Figure 4: Scatter plot of the ion velocity V_X component versus ion density.

The data are from THEMIS C for the 19 April 2008 event. Each symbol represents one of the samples, which were taken at 5 min cadence. Negative V_X values indicate anti-sunward flow. The plot confirms that this event consists of rolled-up Kelvin-Helmholtz vortices, because a fraction of the low-density magnetospheric plasma, indicated by the red ellipse, flows faster than the magnetosheath plasma (<−350 km s⁻¹, shown by the dashed red line).
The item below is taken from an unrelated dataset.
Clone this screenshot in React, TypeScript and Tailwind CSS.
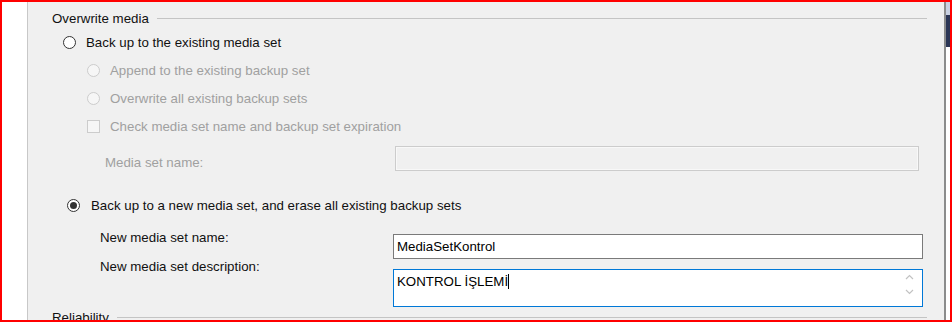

Supplementary Fig. 10 shows a unique case where FTEs and KHWs occur back-to-back. The corresponding scatter plot (Supplementary Fig. 11) shows that during the FTE interval, the tangential flows are mostly less than 100 km s⁻¹, as opposed to the faster tangential flows during the KHW interval. However, the normal flow component (V_N in Supplementary Fig. 10) is much larger for the FTEs than for the KHWs. THEMIS A and THEMIS D also observed this event (not shown here). THEMIS A was located at (3.2,−10.0,3.4) at the beginning of the interval, that is, very close to THEMIS E. It observed essentially the same signatures as THEMIS E. THEMIS D, on the other hand, was located at (3.9,−9.8,3.7), that is, further on the magnetosheath side, and only observed the FTEs, but not the KHWs. This implies that the fluctuations in each sub-interval are of different nature. In particular, the amplitude of the KHW must be smaller than the size of the FTEs.

Whenever an event still remained ambiguous, we considered it not to be a KHW.